--- Start Entries supplied ---

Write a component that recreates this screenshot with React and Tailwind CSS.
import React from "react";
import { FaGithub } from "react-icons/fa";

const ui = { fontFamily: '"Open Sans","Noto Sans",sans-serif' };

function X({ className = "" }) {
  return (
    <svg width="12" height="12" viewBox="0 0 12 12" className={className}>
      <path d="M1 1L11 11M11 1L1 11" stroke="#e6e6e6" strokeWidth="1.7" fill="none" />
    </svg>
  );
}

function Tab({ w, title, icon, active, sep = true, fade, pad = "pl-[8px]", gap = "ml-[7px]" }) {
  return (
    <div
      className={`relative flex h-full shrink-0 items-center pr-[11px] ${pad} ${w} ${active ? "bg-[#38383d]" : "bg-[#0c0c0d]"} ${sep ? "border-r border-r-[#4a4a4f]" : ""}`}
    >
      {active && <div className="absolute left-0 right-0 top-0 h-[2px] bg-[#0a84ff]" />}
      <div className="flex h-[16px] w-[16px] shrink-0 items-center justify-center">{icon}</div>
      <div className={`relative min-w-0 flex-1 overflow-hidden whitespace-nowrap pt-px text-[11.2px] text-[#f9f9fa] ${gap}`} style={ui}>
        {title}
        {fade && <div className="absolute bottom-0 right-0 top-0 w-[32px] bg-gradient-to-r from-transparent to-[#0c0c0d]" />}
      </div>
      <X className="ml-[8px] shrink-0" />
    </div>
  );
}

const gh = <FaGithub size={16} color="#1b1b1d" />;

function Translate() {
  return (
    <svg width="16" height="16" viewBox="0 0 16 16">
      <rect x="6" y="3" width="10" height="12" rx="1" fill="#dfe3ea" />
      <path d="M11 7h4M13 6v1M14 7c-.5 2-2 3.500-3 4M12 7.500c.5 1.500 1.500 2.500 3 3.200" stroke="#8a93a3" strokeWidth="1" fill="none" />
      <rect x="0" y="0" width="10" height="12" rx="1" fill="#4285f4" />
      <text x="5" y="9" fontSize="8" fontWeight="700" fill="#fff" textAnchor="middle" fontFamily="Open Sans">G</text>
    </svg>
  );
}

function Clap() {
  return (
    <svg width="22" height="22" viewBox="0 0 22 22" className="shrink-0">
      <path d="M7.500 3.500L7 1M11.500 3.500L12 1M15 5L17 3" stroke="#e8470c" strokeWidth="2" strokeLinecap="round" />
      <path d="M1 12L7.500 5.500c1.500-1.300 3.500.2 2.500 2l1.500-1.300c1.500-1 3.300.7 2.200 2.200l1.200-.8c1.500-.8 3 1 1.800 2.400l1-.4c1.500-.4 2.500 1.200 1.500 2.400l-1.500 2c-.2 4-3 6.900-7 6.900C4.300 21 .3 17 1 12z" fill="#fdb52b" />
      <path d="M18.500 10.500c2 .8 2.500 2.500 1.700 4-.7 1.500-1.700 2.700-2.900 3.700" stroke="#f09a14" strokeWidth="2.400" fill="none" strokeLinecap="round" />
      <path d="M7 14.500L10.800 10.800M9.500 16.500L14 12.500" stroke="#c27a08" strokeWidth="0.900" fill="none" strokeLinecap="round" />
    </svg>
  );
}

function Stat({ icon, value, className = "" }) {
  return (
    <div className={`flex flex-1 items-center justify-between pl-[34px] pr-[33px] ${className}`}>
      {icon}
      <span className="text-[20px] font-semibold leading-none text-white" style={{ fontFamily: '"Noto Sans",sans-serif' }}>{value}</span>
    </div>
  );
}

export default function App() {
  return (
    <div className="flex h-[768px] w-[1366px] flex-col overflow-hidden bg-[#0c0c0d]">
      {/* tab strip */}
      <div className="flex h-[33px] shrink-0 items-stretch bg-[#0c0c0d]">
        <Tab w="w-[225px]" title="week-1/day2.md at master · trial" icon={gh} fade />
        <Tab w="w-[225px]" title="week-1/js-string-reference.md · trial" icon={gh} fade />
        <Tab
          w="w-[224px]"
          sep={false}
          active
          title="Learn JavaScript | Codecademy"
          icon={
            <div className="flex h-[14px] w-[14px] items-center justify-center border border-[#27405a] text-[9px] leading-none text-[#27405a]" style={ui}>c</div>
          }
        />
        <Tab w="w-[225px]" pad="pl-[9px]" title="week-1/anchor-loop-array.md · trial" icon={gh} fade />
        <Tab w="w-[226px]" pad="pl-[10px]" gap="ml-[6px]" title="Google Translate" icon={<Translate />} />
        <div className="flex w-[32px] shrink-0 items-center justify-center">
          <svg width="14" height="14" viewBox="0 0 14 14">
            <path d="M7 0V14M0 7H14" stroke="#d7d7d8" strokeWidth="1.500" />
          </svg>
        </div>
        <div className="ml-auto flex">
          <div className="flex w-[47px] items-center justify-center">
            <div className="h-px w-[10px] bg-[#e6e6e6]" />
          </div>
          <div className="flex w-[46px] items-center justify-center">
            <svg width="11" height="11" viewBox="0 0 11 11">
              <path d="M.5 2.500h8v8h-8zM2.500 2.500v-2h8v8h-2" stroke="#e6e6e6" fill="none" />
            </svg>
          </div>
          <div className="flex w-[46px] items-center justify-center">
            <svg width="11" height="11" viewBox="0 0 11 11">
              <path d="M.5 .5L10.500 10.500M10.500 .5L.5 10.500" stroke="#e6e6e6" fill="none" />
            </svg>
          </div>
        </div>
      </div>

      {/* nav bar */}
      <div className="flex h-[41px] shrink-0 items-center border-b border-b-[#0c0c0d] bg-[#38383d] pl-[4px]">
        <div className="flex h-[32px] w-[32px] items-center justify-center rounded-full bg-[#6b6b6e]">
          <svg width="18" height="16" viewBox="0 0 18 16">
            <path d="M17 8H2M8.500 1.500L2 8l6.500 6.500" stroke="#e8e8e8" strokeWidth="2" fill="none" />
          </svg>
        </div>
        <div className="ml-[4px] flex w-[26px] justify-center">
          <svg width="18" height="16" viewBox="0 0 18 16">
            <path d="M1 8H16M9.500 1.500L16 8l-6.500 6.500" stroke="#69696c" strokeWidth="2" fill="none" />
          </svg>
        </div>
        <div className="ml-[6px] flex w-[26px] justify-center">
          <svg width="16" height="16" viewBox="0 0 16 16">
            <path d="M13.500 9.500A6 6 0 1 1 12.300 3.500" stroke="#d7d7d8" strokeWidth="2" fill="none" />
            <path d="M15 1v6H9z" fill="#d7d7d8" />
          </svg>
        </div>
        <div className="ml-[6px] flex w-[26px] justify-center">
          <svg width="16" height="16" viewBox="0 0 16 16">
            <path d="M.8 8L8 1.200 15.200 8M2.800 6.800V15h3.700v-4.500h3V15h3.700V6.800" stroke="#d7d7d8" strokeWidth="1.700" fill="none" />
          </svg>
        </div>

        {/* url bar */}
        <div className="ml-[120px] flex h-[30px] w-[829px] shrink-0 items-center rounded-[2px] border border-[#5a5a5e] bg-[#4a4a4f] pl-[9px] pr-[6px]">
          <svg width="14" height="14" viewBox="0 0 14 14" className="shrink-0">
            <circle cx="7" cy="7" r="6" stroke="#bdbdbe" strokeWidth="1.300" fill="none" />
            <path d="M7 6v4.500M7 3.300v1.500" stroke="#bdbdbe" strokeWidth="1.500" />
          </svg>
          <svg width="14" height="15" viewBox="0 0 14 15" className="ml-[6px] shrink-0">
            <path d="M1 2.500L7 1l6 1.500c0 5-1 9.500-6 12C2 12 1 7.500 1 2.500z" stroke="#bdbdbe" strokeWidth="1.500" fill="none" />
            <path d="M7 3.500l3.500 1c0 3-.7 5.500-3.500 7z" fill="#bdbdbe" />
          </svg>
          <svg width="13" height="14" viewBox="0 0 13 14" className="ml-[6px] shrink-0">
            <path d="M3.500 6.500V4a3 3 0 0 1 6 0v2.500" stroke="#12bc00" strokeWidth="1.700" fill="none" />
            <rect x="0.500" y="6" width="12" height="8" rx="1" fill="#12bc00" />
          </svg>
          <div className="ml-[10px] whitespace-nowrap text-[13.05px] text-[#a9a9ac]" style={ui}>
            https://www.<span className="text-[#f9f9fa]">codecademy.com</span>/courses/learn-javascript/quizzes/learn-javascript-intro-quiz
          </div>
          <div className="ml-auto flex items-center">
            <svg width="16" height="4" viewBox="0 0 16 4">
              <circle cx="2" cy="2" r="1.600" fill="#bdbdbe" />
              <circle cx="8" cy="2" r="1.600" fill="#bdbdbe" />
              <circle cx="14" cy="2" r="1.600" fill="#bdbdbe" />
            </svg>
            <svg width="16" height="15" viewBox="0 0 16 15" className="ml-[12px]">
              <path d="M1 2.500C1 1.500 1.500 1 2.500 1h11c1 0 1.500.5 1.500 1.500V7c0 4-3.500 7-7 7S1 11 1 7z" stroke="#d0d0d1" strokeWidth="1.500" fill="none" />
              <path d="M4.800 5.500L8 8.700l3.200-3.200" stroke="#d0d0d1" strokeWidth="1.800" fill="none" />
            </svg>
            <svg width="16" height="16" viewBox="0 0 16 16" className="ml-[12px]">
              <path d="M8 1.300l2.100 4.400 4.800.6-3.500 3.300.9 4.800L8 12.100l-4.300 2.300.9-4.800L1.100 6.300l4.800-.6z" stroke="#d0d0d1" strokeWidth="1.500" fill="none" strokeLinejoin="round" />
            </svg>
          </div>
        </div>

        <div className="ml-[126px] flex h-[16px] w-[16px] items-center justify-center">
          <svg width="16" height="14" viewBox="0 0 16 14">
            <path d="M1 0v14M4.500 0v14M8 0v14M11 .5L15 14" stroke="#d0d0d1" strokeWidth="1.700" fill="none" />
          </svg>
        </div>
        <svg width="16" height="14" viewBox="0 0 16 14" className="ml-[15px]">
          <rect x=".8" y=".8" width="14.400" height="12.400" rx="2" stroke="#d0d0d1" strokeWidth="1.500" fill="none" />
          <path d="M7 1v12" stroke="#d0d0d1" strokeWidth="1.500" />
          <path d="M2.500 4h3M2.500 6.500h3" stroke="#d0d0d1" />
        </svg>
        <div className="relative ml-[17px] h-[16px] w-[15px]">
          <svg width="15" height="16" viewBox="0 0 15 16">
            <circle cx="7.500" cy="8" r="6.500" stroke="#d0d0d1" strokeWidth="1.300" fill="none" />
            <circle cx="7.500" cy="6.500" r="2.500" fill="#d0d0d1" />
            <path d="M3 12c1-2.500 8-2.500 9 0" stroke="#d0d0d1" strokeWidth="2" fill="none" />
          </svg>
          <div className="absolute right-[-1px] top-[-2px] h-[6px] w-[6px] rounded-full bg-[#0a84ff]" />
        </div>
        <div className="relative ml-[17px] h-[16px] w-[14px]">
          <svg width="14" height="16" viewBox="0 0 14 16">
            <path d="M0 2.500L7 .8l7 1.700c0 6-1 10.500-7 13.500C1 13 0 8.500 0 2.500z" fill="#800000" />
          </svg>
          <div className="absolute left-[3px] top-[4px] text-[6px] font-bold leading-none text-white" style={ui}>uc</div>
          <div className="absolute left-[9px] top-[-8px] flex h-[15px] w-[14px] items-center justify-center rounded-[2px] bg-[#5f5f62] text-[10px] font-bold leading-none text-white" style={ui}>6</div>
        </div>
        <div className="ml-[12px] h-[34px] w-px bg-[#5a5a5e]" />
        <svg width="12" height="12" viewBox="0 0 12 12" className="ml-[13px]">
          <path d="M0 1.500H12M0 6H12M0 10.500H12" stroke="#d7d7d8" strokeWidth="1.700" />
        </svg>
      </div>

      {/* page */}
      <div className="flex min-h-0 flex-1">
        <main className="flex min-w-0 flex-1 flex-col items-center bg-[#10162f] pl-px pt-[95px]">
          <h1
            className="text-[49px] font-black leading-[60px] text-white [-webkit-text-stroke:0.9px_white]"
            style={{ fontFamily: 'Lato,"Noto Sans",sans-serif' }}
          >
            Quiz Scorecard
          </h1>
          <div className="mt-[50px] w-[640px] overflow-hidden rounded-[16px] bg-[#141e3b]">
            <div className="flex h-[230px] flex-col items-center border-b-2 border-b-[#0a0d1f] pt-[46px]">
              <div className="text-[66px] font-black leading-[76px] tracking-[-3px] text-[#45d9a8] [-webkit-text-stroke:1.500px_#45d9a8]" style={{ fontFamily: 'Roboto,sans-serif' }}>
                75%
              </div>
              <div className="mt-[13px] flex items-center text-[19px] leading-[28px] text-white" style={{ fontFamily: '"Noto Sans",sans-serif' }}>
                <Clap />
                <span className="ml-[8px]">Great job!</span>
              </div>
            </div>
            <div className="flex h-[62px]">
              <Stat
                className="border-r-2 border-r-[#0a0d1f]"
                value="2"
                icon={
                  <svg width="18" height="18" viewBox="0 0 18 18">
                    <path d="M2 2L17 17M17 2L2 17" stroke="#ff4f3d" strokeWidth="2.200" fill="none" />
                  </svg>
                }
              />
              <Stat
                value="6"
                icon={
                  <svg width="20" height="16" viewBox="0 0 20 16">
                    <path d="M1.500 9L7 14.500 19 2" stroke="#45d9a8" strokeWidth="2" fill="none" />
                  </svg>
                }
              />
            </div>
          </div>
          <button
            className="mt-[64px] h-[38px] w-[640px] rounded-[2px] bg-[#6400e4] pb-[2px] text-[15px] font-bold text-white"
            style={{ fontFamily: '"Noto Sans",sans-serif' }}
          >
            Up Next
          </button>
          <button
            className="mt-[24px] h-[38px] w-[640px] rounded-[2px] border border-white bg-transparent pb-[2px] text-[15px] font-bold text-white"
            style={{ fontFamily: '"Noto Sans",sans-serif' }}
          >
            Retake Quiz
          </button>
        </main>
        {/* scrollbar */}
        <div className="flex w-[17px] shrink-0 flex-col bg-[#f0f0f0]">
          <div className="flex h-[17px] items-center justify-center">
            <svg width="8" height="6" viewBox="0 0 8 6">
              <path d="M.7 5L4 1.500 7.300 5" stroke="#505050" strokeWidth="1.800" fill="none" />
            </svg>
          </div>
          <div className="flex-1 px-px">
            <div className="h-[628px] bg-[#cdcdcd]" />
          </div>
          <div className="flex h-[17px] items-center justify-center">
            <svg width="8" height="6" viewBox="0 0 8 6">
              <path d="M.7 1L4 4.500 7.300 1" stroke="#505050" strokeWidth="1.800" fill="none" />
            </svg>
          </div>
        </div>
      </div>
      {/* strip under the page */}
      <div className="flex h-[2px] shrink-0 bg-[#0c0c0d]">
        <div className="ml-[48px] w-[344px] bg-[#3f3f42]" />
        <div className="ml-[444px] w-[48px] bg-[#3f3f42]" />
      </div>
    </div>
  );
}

--- End Entries supplied ---
--- Start Entries supplied ---

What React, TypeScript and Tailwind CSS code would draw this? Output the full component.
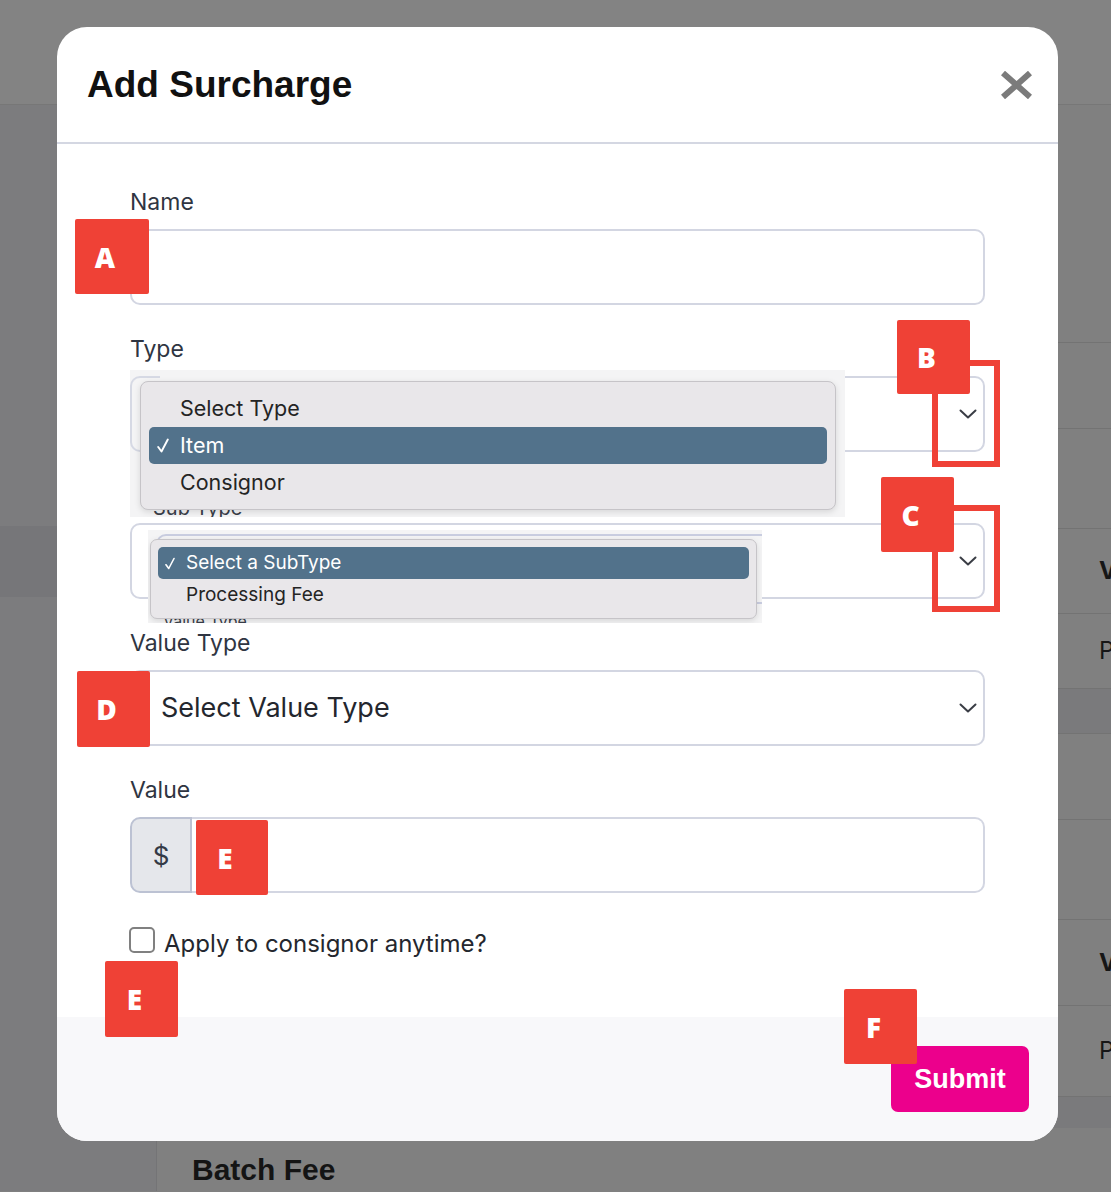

--- End Entries supplied ---
--- Start Entries supplied ---

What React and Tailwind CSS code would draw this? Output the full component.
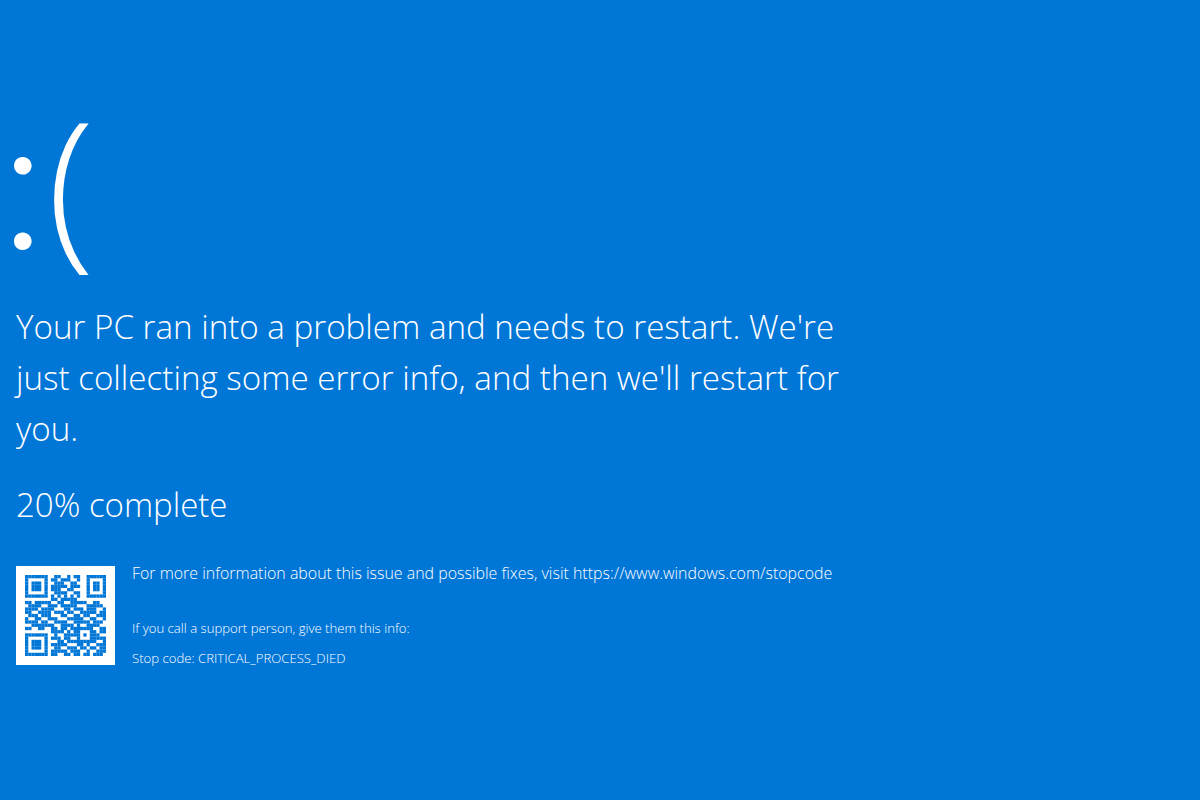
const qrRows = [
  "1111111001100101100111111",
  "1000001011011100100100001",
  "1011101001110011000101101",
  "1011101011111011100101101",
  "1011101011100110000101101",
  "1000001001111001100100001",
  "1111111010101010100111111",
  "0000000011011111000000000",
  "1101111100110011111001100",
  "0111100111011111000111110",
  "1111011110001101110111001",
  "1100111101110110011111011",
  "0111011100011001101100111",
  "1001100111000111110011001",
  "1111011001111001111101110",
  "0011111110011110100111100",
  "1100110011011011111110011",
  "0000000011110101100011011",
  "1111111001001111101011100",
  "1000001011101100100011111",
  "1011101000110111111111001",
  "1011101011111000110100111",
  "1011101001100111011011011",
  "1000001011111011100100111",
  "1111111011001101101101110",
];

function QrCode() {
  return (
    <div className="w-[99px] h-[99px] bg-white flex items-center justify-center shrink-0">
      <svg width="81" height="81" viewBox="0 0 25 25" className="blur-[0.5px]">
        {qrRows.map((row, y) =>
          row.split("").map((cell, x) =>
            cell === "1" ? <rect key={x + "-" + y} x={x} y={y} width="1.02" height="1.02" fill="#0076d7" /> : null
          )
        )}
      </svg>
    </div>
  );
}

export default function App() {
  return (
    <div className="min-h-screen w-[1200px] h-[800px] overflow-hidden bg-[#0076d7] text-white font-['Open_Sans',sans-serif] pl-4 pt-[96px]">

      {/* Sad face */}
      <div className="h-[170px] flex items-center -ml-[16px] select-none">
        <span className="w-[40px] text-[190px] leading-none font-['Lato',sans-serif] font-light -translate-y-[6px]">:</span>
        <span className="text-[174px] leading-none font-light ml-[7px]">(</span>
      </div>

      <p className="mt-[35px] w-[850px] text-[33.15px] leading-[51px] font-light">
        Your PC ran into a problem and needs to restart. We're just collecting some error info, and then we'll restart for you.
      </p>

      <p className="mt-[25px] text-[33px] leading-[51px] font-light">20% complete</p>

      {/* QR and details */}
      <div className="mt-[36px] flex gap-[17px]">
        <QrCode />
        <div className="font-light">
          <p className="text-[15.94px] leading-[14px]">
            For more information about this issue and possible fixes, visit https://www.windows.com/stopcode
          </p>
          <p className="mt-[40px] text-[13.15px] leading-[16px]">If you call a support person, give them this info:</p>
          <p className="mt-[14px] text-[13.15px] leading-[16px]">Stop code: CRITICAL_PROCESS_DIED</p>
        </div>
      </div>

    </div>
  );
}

--- End Entries supplied ---

The exercise: Find the word "draw" and list each line it appears in.

Full answer:
What React, TypeScript and Tailwind CSS code would draw this? Output the full component.
What React and Tailwind CSS code would draw this? Output the full component.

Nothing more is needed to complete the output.